A move by the trucking industry to use hair follicle samples to screen prospective drivers for drug use could reduce an already-inadequate driver pool by up to 15 percent, a driver compensation expert said.
Speaking Friday on a conference call hosted by investment firm Stifel, Nicolaus & Co., Gordon Klemp, president of the National Transportation Institute (NTI), said several carriers that have implemented hair follicle tests are discovering that more than 10 percent of otherwise attractive applicants flunk the test even if they pass the standard urinalysis-based screen, according to a research note from the firm.
The test costs about $150 to administer, an amount Klemp said companies may see as money well spent because hair follicle-based tests can detect drug usage that has taken place over a longer period of time than can federally mandated urine testing.
The move comes as the trucking industry struggles with a lack of qualified drivers, most notably in the Midwest and Northeast. The driver pool is expected to be further reduced by between 5 and 10 percent by the ongoing implementation of CSA 2010, a federal government program designed to monitor carrier and driver performance and winnow out potentially unsafe drivers.

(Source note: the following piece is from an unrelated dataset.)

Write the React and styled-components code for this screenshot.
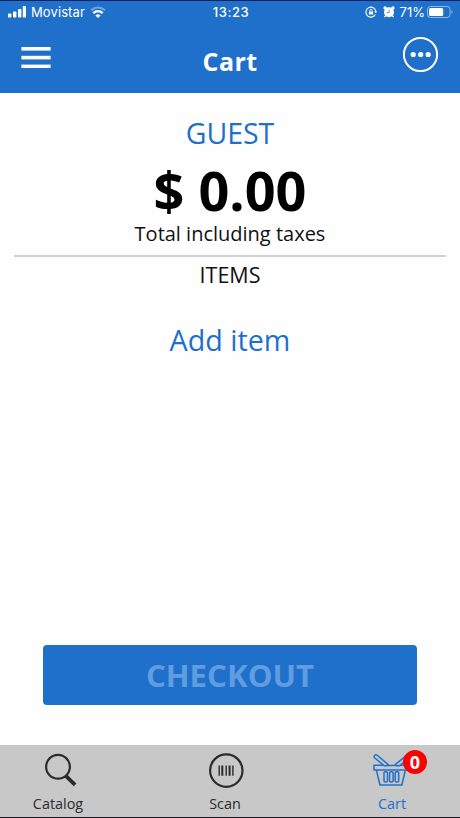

Roughly 25 percent of the driver work force has exited the industry during the past 10 years as a result of demographic and health issues, Klemp said. The NTI, which Klemp founded 16 years ago, conducts periodic studies of truck driver availability, compensation, and turnover, among other topics.
Hair testing gains luster
C.R. England, a Salt Lake City-based truckload carrier, is one trucker that requires a hair sample from job applicants as part of its pre-employment screening process. Working with Omega Laboratories Inc., England conducted both tests on applicants over the course of a year. During the trial, more than 11 percent of job candidates tested positive for drug use, compared with 2.8 percent with the standard urine testing mandated by the Department of Transportation (DOT).
"With hair testing, we are able to detect months of time rather than the handful of days checked with standard urine tests," said Dustin England, vice president of safety and compliance, in a statement. "We found our hair testing positive rate was over three times higher than the required DOT urine test alone."
The result, England said, is that the company will be able to keep more potentially dangerous drivers off the roads. "That is why we are now firm believers in the benefits of hair testing for the transportation industry." The carrier says it will continue to conduct urine drug testing as required by law.